DeLisle has taken precious little flak for “Bohemian Rhapsody”. Indeed support for her interpretation has come right from the top.

“Brian May was so excited about it that he put it on his website! My manager is really good friends with Mick Rock, the photographer who took the famous pictures of Queen [for the cover of Queen II, later the inspiration for part of the ‘Bo Rap’ video]. So my manager asked him to photograph me for the cover of Iron Flowers as a sort of nice full circle kind of thing. And he loved the song and he shared it with the members of the band that he still keeps in contact with, and Brian May was like ‘Oh Freddie would have loved this’, and very supportive from the very beginning. And with his little stamp of approval people have been very nice.

“I have had a lot of people who’ve said that when they saw it on the back of the record they thought, ‘Oh no, what did she do?’ But then they’ve said that when they listened to it, it completely changed their minds. Which really makes me feel good.”

The song that follows DeLisle’s little bit of Queenery is “Joanna”, a slice of impassioned epic country rock backed with a big old beat and sung with a permanent catch in the throat: “She was a raven-haired, restless drunkard’s daughter / The kind of hero you need at 17”. Sorta kinda loosely about DeLisle’s mother, it’s a far better song than “Bohemian Rhapsody”. No, seriously. And so is “Right Now”, third song in, which chucks some highly amusing Brian May-like guitar posturing into the mix as a further nod to the unlikely influence of Queen on DeLisle.

“Being such a musical theatre girl when I was little, listening to Queen was probably the first time that I heard rock music that was so tuneful and artistic and dramatic, and to hear rock ‘n’ roll that sounded so musical theatre was really exciting to me. I couldn’t believe it existed.”

DeLisle is a very theatrical performer herself. Quite deliberately and fortuitously so.

“I had never experienced stage fright before I started singing. I was a trained stage actress for years before I ever moved to Los Angeles. I did professional theatre when I was little, and all through high school, and then in college I was part of a repertory company, and I never had stage fright. Not once. I’d heard about it, of course, but it’d never happened to me. But then when I started singing, it was terrible. I got terrible, terrible stage fright. I would get a really dry throat, start breathing really heavily, start feeling nauseous, and I didn’t know what to do about it. Until I finally realised it was because I was actually being myself, and I didn’t have any character to hide behind. It was really strange. So eventually I decided to treat singing just like acting, I’m going to pretend that I’m actually the people in these songs and for each song I’ll just change character.

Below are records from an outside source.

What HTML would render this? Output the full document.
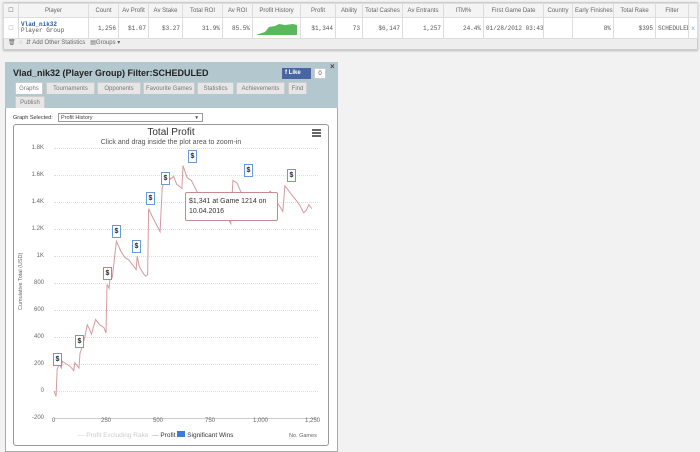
<!DOCTYPE html>
<html><head><meta charset="utf-8"><style>
*{box-sizing:border-box;margin:0;padding:0}
body{width:700px;height:450px;background:#f2f2f2;font-family:"Liberation Sans",sans-serif;position:relative;overflow:hidden;color:#444}
.abs{position:absolute}
table{border-collapse:collapse;font-size:6px}
td{border:1px solid #ddd;height:14px;padding:0 2px;white-space:nowrap;overflow:hidden}
.h td{background:#f4f4f4;color:#666;text-align:center;height:14px}
.r td{background:#fff;text-align:right;height:19px;font-family:"Liberation Mono",monospace;font-size:6px;color:#555}
.tab{position:absolute;height:12px;background:#e6e6e6;font-size:6px;color:#777;text-align:center;line-height:12px;border:1px solid #ccc;border-bottom:none}
.flag{position:absolute;width:9px;height:13px;background:#fff;border:1px solid #6a9ad8;font-size:7px;font-weight:bold;text-align:center;line-height:12px;color:#222}
.yl{position:absolute;font-size:6px;color:#666;text-align:right;width:20px;left:24px}
.xl{position:absolute;font-size:6px;color:#666;top:418px}
.gl{position:absolute;left:54px;width:264px;border-top:1px dotted #ddd}
</style></head><body>
<div class="abs" style="left:3px;top:2px;width:695px;height:48px;background:#eee;border:1px solid #ccc;box-shadow:0 1px 2px #bbb"></div>
<table class="abs" style="left:3px;top:3px;width:694px;table-layout:fixed">
<colgroup><col style="width:15px"><col style="width:70px"><col style="width:30px"><col style="width:30px"><col style="width:34px"><col style="width:40px"><col style="width:30px"><col style="width:48px"><col style="width:35px"><col style="width:27px"><col style="width:40px"><col style="width:41px"><col style="width:40px"><col style="width:60px"><col style="width:29px"><col style="width:41px"><col style="width:42px"><col style="width:33px"><col style="width:9px"></colgroup>
<tr class="h"><td>☐</td><td>Player</td><td>Count</td><td>Av Profit</td><td>Av Stake</td><td>Total ROI</td><td>Av ROI</td><td>Profit History</td><td>Profit</td><td>Ability</td><td>Total Cashes</td><td>Av Entrants</td><td>ITM%</td><td>First Game Date</td><td>Country</td><td>Early Finishes</td><td>Total Rake</td><td>Filter</td><td></td></tr>
<tr class="r"><td style="text-align:center;color:#aaa">☐</td><td style="text-align:left;line-height:6px"><b style="color:#2a5a9a">Vlad_nik32</b><br>Player Group</td><td>1,256</td><td>$1.07</td><td>$3.27</td><td>31.9%</td><td>85.5%</td><td style="padding:0"><svg width="48" height="18"><path d="M3 17 L12 14 L16 9 L22 8 L26 6 L32 7 L40 6 L44 7 L44 17Z" fill="#5cb85c"/></svg></td><td>$1,344</td><td>73</td><td>$6,147</td><td>1,257</td><td>24.4%</td><td>01/28/2012 03:43</td><td></td><td>8%</td><td>$395</td><td>SCHEDULED</td><td style="color:#69c">x</td></tr>
</table>
<div class="abs" style="left:8px;top:39px;font-size:6px;color:#666">🗑 &nbsp;◌ &nbsp;⇵ Add Other Statistics &nbsp; ▤Groups ▾</div>

<div class="abs" style="left:5px;top:62px;width:333px;height:390px;background:#fff;border:1px solid #aaa"></div>
<div class="abs" style="left:5px;top:62px;width:333px;height:46px;background:#b3c7ce"></div>
<div class="abs" style="left:13px;top:68px;font-size:9px;font-weight:bold;color:#222">Vlad_nik32 (Player Group) Filter:SCHEDULED</div>
<div class="abs" style="left:282px;top:68px;width:29px;height:11px;background:#4a66a0;color:#fff;font-size:6px;font-weight:bold;line-height:11px;padding-left:3px">f Like</div>
<div class="abs" style="left:314px;top:68px;width:12px;height:11px;background:#fff;border:1px solid #ccc;font-size:6px;text-align:center;line-height:10px">0</div>
<div class="abs" style="left:330px;top:62px;font-size:8px;font-weight:bold">×</div>
<div class="tab" style="left:15px;top:82px;width:28px;background:#fff">Graphs</div>
<div class="tab" style="left:46px;top:82px;width:49px">Tournaments</div>
<div class="tab" style="left:97px;top:82px;width:44px">Opponents</div>
<div class="tab" style="left:143px;top:82px;width:52px">Favourite Games</div>
<div class="tab" style="left:197px;top:82px;width:37px">Statistics</div>
<div class="tab" style="left:236px;top:82px;width:49px">Achievements</div>
<div class="tab" style="left:288px;top:82px;width:19px">Find</div>
<div class="tab" style="left:15px;top:96px;width:30px">Publish</div>

<div class="abs" style="left:13px;top:115px;font-size:5.5px;color:#333">Graph Selected:</div>
<div class="abs" style="left:58px;top:113px;width:145px;height:9px;border:1px solid #999;font-size:5.5px;padding-left:2px;line-height:8px">Profit History<span style="position:absolute;right:4px">▾</span></div>
<div class="abs" style="left:13px;top:124px;width:316px;height:322px;border:1px solid #999;border-radius:3px;background:#fff"></div>
<div class="abs" style="left:13px;top:127px;width:316px;text-align:center;font-size:10px;color:#333">Total Profit</div>
<div class="abs" style="left:13px;top:139px;width:316px;text-align:center;font-size:7px;color:#555">Click and drag inside the plot area to zoom-in</div>
<div class="abs" style="left:312px;top:129px;width:9px;height:8px;border-top:2px solid #666;border-bottom:2px solid #666"><div style="margin-top:1px;border-top:2px solid #666"></div></div>

<div class="gl" style="top:148px"></div><div class="gl" style="top:175px"></div><div class="gl" style="top:202px"></div><div class="gl" style="top:229px"></div><div class="gl" style="top:256px"></div><div class="gl" style="top:283px"></div><div class="gl" style="top:310px"></div><div class="gl" style="top:337px"></div><div class="gl" style="top:364px"></div><div class="gl" style="top:391px"></div>
<div class="abs" style="left:54px;top:418px;width:264px;border-top:1px solid #ccc"></div>
<div class="yl" style="top:145px">1.8K</div><div class="yl" style="top:172px">1.6K</div><div class="yl" style="top:199px">1.4K</div><div class="yl" style="top:226px">1.2K</div><div class="yl" style="top:253px">1K</div><div class="yl" style="top:280px">800</div><div class="yl" style="top:307px">600</div><div class="yl" style="top:334px">400</div><div class="yl" style="top:361px">200</div><div class="yl" style="top:388px">0</div><div class="yl" style="top:415px">-200</div>
<div class="abs" style="font-size:5.5px;color:#666;transform:rotate(-90deg);transform-origin:left top;top:310px;left:18px;white-space:nowrap">Cumulative Total (USD)</div>
<div class="xl" style="left:52px">0</div><div class="xl" style="left:101px">250</div><div class="xl" style="left:153px">500</div><div class="xl" style="left:205px">750</div><div class="xl" style="left:253px">1,000</div><div class="xl" style="left:305px">1,250</div>

<svg class="abs" style="left:0;top:0" width="700" height="450">
<g transform="translate(54,391) scale(0.208,-0.135)">
<polyline fill="none" stroke="#d49aa0" stroke-width="1" vector-effect="non-scaling-stroke" points="0,0 10,-40 15,160 25,200 35,170 40,220 60,200 80,180 95,150 100,210 115,180 120,170 125,280 130,300 135,330 145,380 160,490 170,460 180,420 200,530 220,490 240,470 250,430 255,790 265,760 270,850 280,840 300,1110 320,1040 340,990 360,970 380,930 395,900 400,1000 410,920 430,870 440,850 450,860 455,1350 470,1300 500,1210 510,1180 520,1500 530,1560 545,1610 560,1570 575,1590 590,1530 600,1520 615,1500 620,1670 640,1580 660,1560 690,1470 720,1420 760,1390 800,1380 830,1300 850,1240 860,1560 880,1540 900,1470 930,1430 960,1380 990,1420 1020,1450 1040,1480 1060,1420 1080,1380 1100,1330 1110,1520 1140,1460 1180,1380 1200,1320 1214,1341 1225,1380 1240,1350"/>
</g></svg>
<div class="flag" style="left:53px;top:353px">$</div>
<div class="flag" style="left:75px;top:335px">$</div>
<div class="flag" style="left:103px;top:267px">$</div>
<div class="flag" style="left:112px;top:225px">$</div>
<div class="flag" style="left:132px;top:240px">$</div>
<div class="flag" style="left:146px;top:192px">$</div>
<div class="flag" style="left:161px;top:172px">$</div>
<div class="flag" style="left:188px;top:150px">$</div>
<div class="flag" style="left:244px;top:164px">$</div>
<div class="flag" style="left:287px;top:169px">$</div>
<div class="abs" style="left:185px;top:192px;width:93px;height:29px;background:#fff;border:1px solid #c9898f;border-radius:2px;font-size:7px;color:#333;padding:4px 3px;line-height:10px">$1,341 at Game 1214 on 10.04.2016</div>

<div class="abs" style="left:78px;top:431px;font-size:6.5px;color:#ccc;white-space:nowrap">— Profit Excluding Rake &nbsp;<span style="color:#c9898f">—</span> <span style="color:#333">Profit</span> <span style="display:inline-block;width:8px;height:6px;background:#3a7bd5"></span> <span style="color:#333">Significant Wins</span></div>
<div class="abs" style="left:289px;top:433px;font-size:5.5px;color:#666">No. Games</div>
</body></html>
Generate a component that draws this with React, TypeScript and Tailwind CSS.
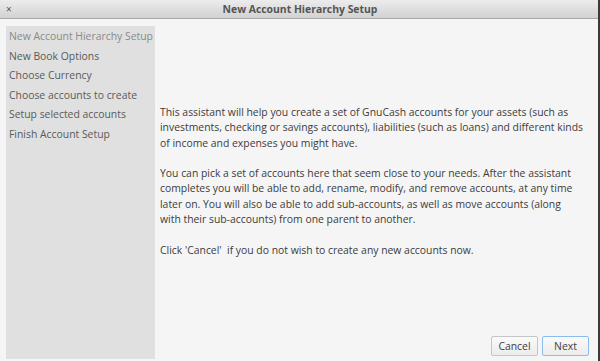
import React from "react";

const steps = [
  "New Account Hierarchy Setup",
  "New Book Options",
  "Choose Currency",
  "Choose accounts to create",
  "Setup selected accounts",
  "Finish Account Setup",
];

const lines = [
  "This assistant will help you create a set of GnuCash accounts for your assets (such as",
  "investments, checking or savings accounts), liabilities (such as loans) and different kinds",
  "of income and expenses you might have.",
  "",
  "You can pick a set of accounts here that seem close to your needs. After the assistant",
  "completes you will be able to add, rename, modify, and remove accounts, at any time",
  "later on. You will also be able to add sub-accounts, as well as move accounts (along",
  "with their sub-accounts) from one parent to another.",
  "",
  "Click 'Cancel'  if you do not wish to create any new accounts now.",
];

export default function App() {
  return (
    <div
      className="w-[600px] h-[361px] flex flex-col bg-[#f5f5f5] overflow-hidden relative"
      style={{ fontFamily: '"Open Sans", "Noto Sans", sans-serif' }}
    >
      <div className="h-[19px] flex items-center relative bg-gradient-to-b from-[#ececec] to-[#d2d2d2] border-b border-[#a8a8a8] shrink-0">
        <span className="absolute left-[6px] top-[2px] text-[10px] text-[#555] leading-[14px]">×</span>
        <div className="flex-1 text-center text-[10.4px] font-bold text-[#555555] leading-[18px]">
          New Account Hierarchy Setup
        </div>
      </div>
      <div className="flex flex-1 min-h-0 pr-[2px]">
        <div className="w-[149px] ml-[6px] mt-[7px] mb-[2px] bg-[#e0e0e0] pt-[1px] flex flex-col">
          {steps.map((s, i) => (
            <div
              key={s}
              className={`pl-[3px] h-[19.6px] leading-[19.6px] text-[10.4px] whitespace-nowrap ${
                i === 0 ? "text-[#8a8a8a]" : "text-[#5a5a5a]"
              }`}
            >
              {s}
            </div>
          ))}
        </div>
        <div className="flex-1 flex flex-col min-w-0">
          <div className="flex-1 pl-[5px] pr-[4px] pt-[86px] text-[10.4px] leading-[15.3px] text-[#3c3c3c]">
            {lines.map((l, i) => (
              <div key={i} className="h-[15.3px] whitespace-pre">
                {l}
              </div>
            ))}
          </div>
          <div className="flex justify-end gap-[4px] pr-[9px] pb-[5px]">
            <button className="w-[47px] h-[20px] border border-[#c6c6c6] rounded-[2px] bg-gradient-to-b from-[#fafafa] to-[#ececec] text-[10.4px] text-[#404040] leading-none">
              Cancel
            </button>
            <button className="w-[47px] h-[20px] border border-[#8cbcec] rounded-[2px] bg-gradient-to-b from-[#fafafa] to-[#ececec] text-[10.4px] text-[#404040] leading-none">
              Next
            </button>
          </div>
        </div>
      </div>
      <div className="absolute right-0 top-0 bottom-0 w-[2px] bg-[#3a3a3a]" />
    </div>
  );
}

“A lot of people when they see me live, they say ‘Gosh! It’s so different from your real personality, it’s more like a play than a rock show.’ And that’s because I’m using my acting, I’m hiding behind it so that I don’t get sick. It’s served me very well.”

DeLisle’s favourite cartoon character is probably Mandy from The Grim Adventures of Bill And Mandy: “She’s totally evil. More evil than the Grim Reaper. She outsmarts him and then torments him for the rest of eternity.” A typical DeLisle song will feature a character like Vannoy S, the real life heroine of “The Bloody Bucket” — a song that is closer to Nick Cave or Shane McGowan than Freddie Mercury or Dolly Parton.

“This lady just had this heartbreaking story about living in Lubbock, Texas and going to this bar called the Bloody Bucket where — basically — she would try to make people jealous and try to pick up guys.

“The whole story is that she had this little girl with one guy who was a bootlegger and he had a rival that he hated, so when she decided she wasn’t getting enough attention from the father of her daughter, she went to this rival gang’s bar — which was the Bloody Bucket — and started flirting with her husband’s rival. And then her husband showed up, and got so upset that he killed the guy. And then he spent the rest of his life in prison and her daughter grew up without a father. Just because of her need for attention and her addiction to adrenaline.

“I have kinda shared that need in the past, and when I heard her story it was just so heartbreaking; and also the Bloody Bucket is just such a good name for a bar that I was like, ‘Oh God, we’ve got to write a song about this.’

“And she was talking about how she would go meet people there and how this song ‘Sleepwalk’ was always the last song and the last dance, and the last dance was your last chance to home with somebody, and she usually would, and they would end up making her feel empty inside. I just loved her story and had to write a song about it.

“Another happy little ditty.”

“It’s weird, because I’m obsessed with writing about horrible deaths and terrible things. I love murder ballads, and I love stories. And stories are always best when the stakes are really high. And usually that means somebody dies.”

There certainly seems to be a big gulf between the woman who is both Emily Elizabeth (Clifford the Big Red Dog) and Betty Rubble, and the Grey DeLisle who sings on Iron Flowers.

“I know! I’m such a serious badass on stage and then after the show I’m just bubbly and happy…maybe I exorcise all my demons with my songs?”